Der Krieg in der Ukraine hat mir zu verstehen gegeben, dass das Ganze unglaublich nah sein kann. Und was ist das für ein Krieg, wenn die Leute rüberkommen und Waschmaschinen klauen? Das hat nichts mit dem Krieg zu tun, das hat nichts mit Befreiung zu tun, das ist einfach eine Plünderung. Ich habe es so wahrgenommen, dass dieser Krieg hauptsächlich für das Ego einer Person geführt und mit einer großen Propaganda-Show begleitet wird.

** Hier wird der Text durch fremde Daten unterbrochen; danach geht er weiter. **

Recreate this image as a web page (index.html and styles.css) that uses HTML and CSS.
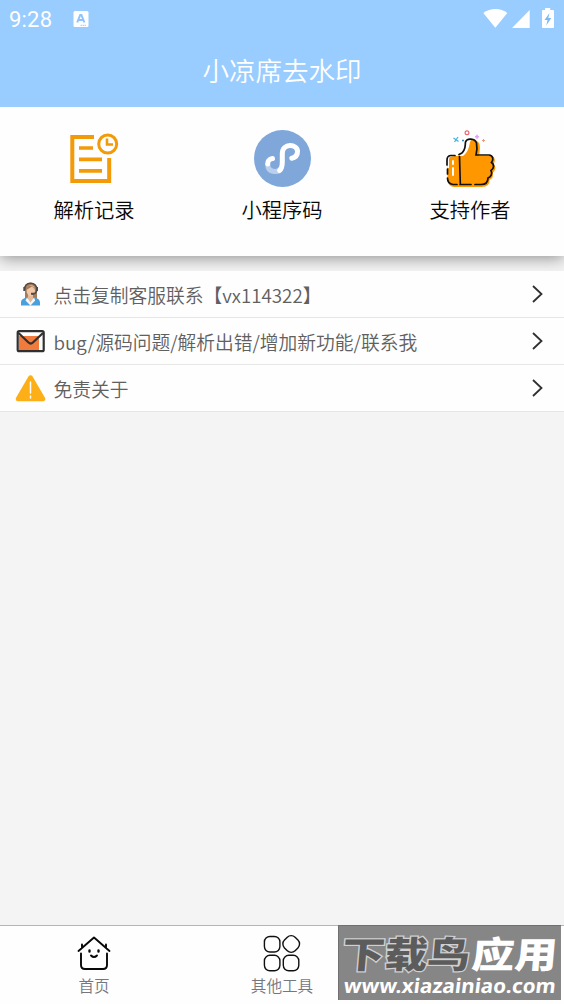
FILE: index.html
```html
<!DOCTYPE html>
<html lang="zh-CN">
<head>
<meta charset="utf-8">
<title>小凉席去水印</title>
<link rel="stylesheet" href="styles.css">
</head>
<body>
<div class="app">
  <header class="header">
    <div class="status">
      <span class="time">9:28</span>
      <svg class="notice" width="16" height="16" viewBox="0 0 16 16"><rect x=".5" width="15" height="16" rx="1.500" fill="#fff"/><path d="M4.200 11.500 7.200 4h1.200l3 7.500M5.500 9h4.800" fill="none" stroke="#8fc4fa" stroke-width="2"/><path d="M7.500 14.300h6" stroke="#9cf" stroke-dasharray="1.500 .5"/></svg>
      <svg class="signals" width="74" height="24" viewBox="482 6 74 24"><path d="M483.300 13C490 7.700 501 7.700 507.300 13L495.300 27.800Z" fill="#fff"/><path d="M529.700 10V28H512Z" fill="#fff"/><path d="M545 8h5.200v2H553q1 0 1 1v16q0 1-1 1h-10q-1 0-1-1V11q0-1 1-1h2Z" fill="#fff"/><path d="m549.500 13-5 7h3l-1.200 5.500 5-7.500h-3Z" fill="#7fb9f2"/></svg>
    </div>
    <h1 class="title">小凉席去水印</h1>
  </header>

  <section class="actions">
    <div class="action">
      <svg width="60" height="60" viewBox="64 129 60 60" fill="none" stroke="#f39a09"><path d="M94 137H72.300v44H109.200V158" stroke-width="4"/><path d="M79 148h14M79 159.300h23M79 170.800h23" stroke-width="3.700"/><circle cx="107.700" cy="144" r="9" stroke-width="3"/><path d="M107 138.500v6h6" stroke-width="2.600"/></svg>
      <span>解析记录</span>
    </div>
    <div class="action">
      <svg width="60" height="60" viewBox="252 129 60 60" fill="none" stroke-width="5" stroke-linecap="round"><circle cx="282.500" cy="158.500" r="28.500" fill="#7fa7da"/><path d="M267.700 164C267.500 173 278 173 281 168.500" stroke="#b9cfec"/><path d="M272.500 158.500C269 159 267.500 161.500 267.700 164M279.500 170.500C282 168.500 282.300 166 282.300 162V153.500C282.300 143 297.500 143.500 297.500 151.500 297.500 155.500 295 157.500 291.800 158.200" stroke="#fff"/></svg>
      <span>小程序码</span>
    </div>
    <div class="action">
      <svg width="60" height="60" viewBox="440 129 60 60"><path d="M451 156.500C458 156 465 152 466.500 144 467 138 477 138 479.500 144 480.500 148 479.500 153 479 156H491C495 156.500 496 161 493.500 164 497 167 495 171 492.500 173 494 177 491.500 179 489.500 180 490 184 487 187 482 187H454C448 186 447.500 182 447.500 176V161Q447.500 157 451 156.500Z" fill="#ff9800"/><path d="M460 154.500C467 150 466 145 466 142 467.500 139 470 139 471 140 469 143 470 151 463 156H452Q449 156 449 160V168H447.500V160Q447.500 156 451 155.500Z" fill="#fff"/><path d="M462 153C466 149 465 145 465.500 142 467 137.500 475 138.500 476.500 143 477.500 148 477 151 476 155H489C493 155.500 494 159 491.500 162.500 495 165 493.500 169 491 170.500 493 174 490.500 177 488 178 488 182 486 184.500 481 184.500H475M471 184.500H460M457 184.500H453C449 184 447.500 181 447.500 178M447.500 174V169M447 165V160Q447 156 450.500 155.500H455M459 154.500 462 153M459.500 156.500 460.300 183.500" fill="none" stroke="#101010" stroke-width="1.700" stroke-linecap="round"/><path d="M453 161v3M453 168v7" stroke="#fff" stroke-width="2" stroke-linecap="round"/><circle cx="467" cy="132.800" r="1.900" fill="none" stroke="#ec6872" stroke-width="1.200"/><path d="m453.500 138 5 3.500m-.5-4.500-3.500 5" stroke="#48b3d9" stroke-width="1.300"/><path d="M462 140.500h2" stroke="#248bc2" stroke-width="1.500"/><path d="M475 136.700h4m-2-2v4" stroke="#dfa6f3" stroke-width="1.600"/><path d="M482 140.500h3m-1.500-1.500v3" stroke="#ed9a83"/></svg>
      <span>支持作者</span>
    </div>
  </section>

  <main class="list">
    <div class="row">
      <svg class="row-icon" width="32" height="32" viewBox="14 278 32 32"><path d="M25 288C24 281 37 281 37 288V299H25Z" fill="#a77b59"/><path d="M28 295h5v5l-2.500 5-3-5Z" fill="#e5b896"/><ellipse cx="30.800" cy="290.500" rx="4.200" ry="5.500" fill="#f0c8a8"/><path d="M26.300 290C27 284 33 284 35.200 290L32 286.500Z" fill="#a77b59"/><path d="M21 305.500V302Q21 298.500 27 297.500L30.500 305.500 34 297.500Q40 298.500 40 302.500V305.500Z" fill="#49a1dc"/><path d="m27 297.500-1.500 3 5 5 4.700-5-1.200-3-3.500 5Z" fill="#f5f7f9"/><path d="M24.700 290C23 281 38 281 36.700 290Q36.500 294 32 294" fill="none" stroke="#4b4b4b" stroke-width="1.500"/><path d="M24.300 287v4M37 287v4M31 293.700h3" stroke="#4b4b4b" stroke-width="2"/></svg>
      <span class="row-text">点击复制客服联系【vx114322】</span>
      <svg class="arrow" width="16" height="24" viewBox="0 0 16 24"><path d="m3 4 8.500 8L3 20"/></svg>
    </div>
    <div class="row">
      <svg class="row-icon" width="32" height="32" viewBox="14 325 32 32"><rect x="18" y="331.500" width="25" height="19.500" fill="#fff"/><path d="M19 336h20v14H19Z" fill="#f07b3d"/><rect x="17.700" y="331.200" width="26" height="20" rx="1.500" fill="none" stroke="#303030" stroke-width="2.200"/><path d="m18.500 333 10 9.500q2.200 2 4.400 0L43 333" fill="none" stroke="#303030" stroke-width="2.200"/></svg>
      <span class="row-text">bug/源码问题/解析出错/增加新功能/联系我</span>
      <svg class="arrow" width="16" height="24" viewBox="0 0 16 24"><path d="m3 4 8.500 8L3 20"/></svg>
    </div>
    <div class="row">
      <svg class="row-icon" width="32" height="32" viewBox="14 372 32 32"><path d="M30.500 377.500 43 399H18Z" fill="#fcaf17" stroke="#fcaf17" stroke-width="4.500" stroke-linejoin="round"/><path d="M30.500 382v11M30.500 396v2" stroke="#fff" stroke-width="1.500" stroke-linecap="round"/></svg>
      <span class="row-text">免责关于</span>
      <svg class="arrow" width="16" height="24" viewBox="0 0 16 24"><path d="m3 4 8.500 8L3 20"/></svg>
    </div>
  </main>

  <nav class="tabs">
    <div class="tab">
      <svg width="40" height="40" viewBox="74 933 40 40" fill="none" stroke="#080808" stroke-width="1.900" stroke-linecap="round" stroke-linejoin="round"><path d="M78.500 951 94 937.500 109.500 951M82 948V944.500M106 948V944.500M81 953.500V965Q81 969 85 969H103Q107 969 107 965V953.500M91 955.500Q94 958.500 97 955.500"/><path d="M89.500 950.500v1M98.500 950.500v1" stroke-width="2.400"/></svg>
      <span>首页</span>
    </div>
    <div class="tab">
      <svg width="40" height="40" viewBox="262 933 40 40" fill="none" stroke="#101010" stroke-width="1.400"><rect x="264.400" y="936.500" width="15.500" height="15.500" rx="5.500"/><rect x="264.400" y="955.300" width="15.500" height="15.500" rx="5.500"/><rect x="283.300" y="955.300" width="15.500" height="15.500" rx="5.500"/><rect x="283.700" y="936.500" width="15" height="15" rx="5.500" transform="rotate(45 291.200 944)"/></svg>
      <span>其他工具</span>
    </div>
    <div class="tab"></div>
  </nav>

  <svg class="watermark" width="223" height="75" viewBox="338 925 223 75">
    <rect x="338" y="925" width="223" height="75" fill="#868686"/>
    <path d="M338.500 1000V925.500H561" fill="none" stroke="#707070"/>
    <g class="brand" transform="translate(341 968) skewX(-5)">
      <text class="brand-dark" transform="scale(1.170 1)">下载鸟</text>
      <text class="brand-light" x="111" transform="scale(1.170 1)">应用</text>
    </g>
    <g transform="translate(343 993) skewX(-7)">
      <text class="site" textLength="212" lengthAdjust="spacingAndGlyphs">www.xiazainiao.com</text>
    </g>
  </svg>
</div>
</body>
</html>
```
FILE: styles.css
```css
* { box-sizing: border-box; }
body { margin: 0; font-family: "Noto Sans CJK SC", sans-serif; font-weight: 350; }
svg { display: block; flex: none; }
.app { position: relative; width: 564px; height: 1004px; overflow: hidden; display: flex; flex-direction: column; background: #f4f4f4; }
.header { height: 107px; flex: none; background: #99ccff; color: #fff; }
.status { height: 38px; display: flex; align-items: center; padding: 0 8px 0 9px; }
.time { width: 64px; font: 400 22px/38px Roboto, sans-serif; letter-spacing: .2px; padding-top: 2px; }
.signals { margin-left: auto; margin-top: -2px; }
.title { margin: 0; text-align: center; font-size: 26.5px; font-weight: 350; line-height: 64px; }
.actions { height: 149px; flex: none; display: flex; padding-top: 22px; background: #fefefe; box-shadow: 0 2px 15px rgba(0, 0, 0, .42); z-index: 1; clip-path: inset(0 0 -15px 0); }
.action { flex: 1; display: flex; flex-direction: column; align-items: center; color: #080808; font-size: 20.3px; line-height: 30px; gap: 5px; }
.list { margin-top: 15px; position: relative; z-index: 2; }
.row { height: 47px; display: flex; align-items: center; padding: 0 18px 0 14px; background: #fefefe; border-bottom: 1px solid #e6e6e6; }
.row-text { margin-left: 7.5px; color: #606060; font-size: 18.75px; line-height: 30px; padding-top: 1px; white-space: nowrap; }
.arrow { margin-left: auto; }
.arrow path { fill: none; stroke: #303030; stroke-width: 1.8; }
.tabs { height: 79px; margin-top: auto; display: flex; background: #fefefe; border-top: 1px solid #b5b5b5; }
.tab { flex: 1; display: flex; flex-direction: column; align-items: center; padding-top: 7px; color: #74777e; font-size: 15.6px; line-height: 24px; }
.watermark { position: absolute; left: 338px; top: 925px; z-index: 3; }
.brand { font: 900 36.5px "Noto Sans CJK SC", sans-serif; }
.brand-dark { fill: #5c5c5c; stroke: #d0d0d0; stroke-width: 2.5px; paint-order: stroke; }
.brand-light { fill: #fff; }
.site { font: 700 20px "Noto Sans", sans-serif; fill: #fff; }
```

Mir ist klar geworden, dass solche „Messerstiche“, solche toxische Propaganda gegen die Ukraine schon seit Jahren passierte und dass wir im Westen das einfach ignoriert haben. Wir haben alle eine Art Gehirnwäsche von der russischen Propaganda verpasst bekommen.
Ich bin als Deutscher mit unserer Geschichte aufgewachsen, die in vielen Punkten ähnlich war. 
Und es war für mich einfach auch peinlich, wie sich unsere Regierung in dieser Situation verhalten hat. Bei diesem Unrecht, das wir als Deutschen in die Welt gebracht haben, möchte ich später sagen können: Es gab eine Situation, in der ich helfen konnte und ich habe nicht gezögert und geholfen.
Ich bin durch das Helfen zufriedener mit mir selbst geworden. Ich bin bewusster geworden, dass ich einen Teil beigetragen habe, dass es wenigstens zwei Menschen besser geht.
Ich möchte den Menschen zum Weihnachten wünschen ...
Ich wünsche uns allen, dass wir unsere Umgebung mehr wahrnehmen. Dass wir uns bewusst sind, dass es uns trotz allem gut geht und dass wir dafür öfters dankbar sein sollten, weil es so schnell passieren kann, dass es sich wandelt.
Wie schnell Menschen, die wir lieben, einfach weg sein können, z. B. durch den Krieg.
Für Weihnachten wünsche ich mir einfach, dass wir alle zusammen mit der Familie nichts tun können und die Zeit zusammen wertschätzen. Und dass wir einfach für andere da sind.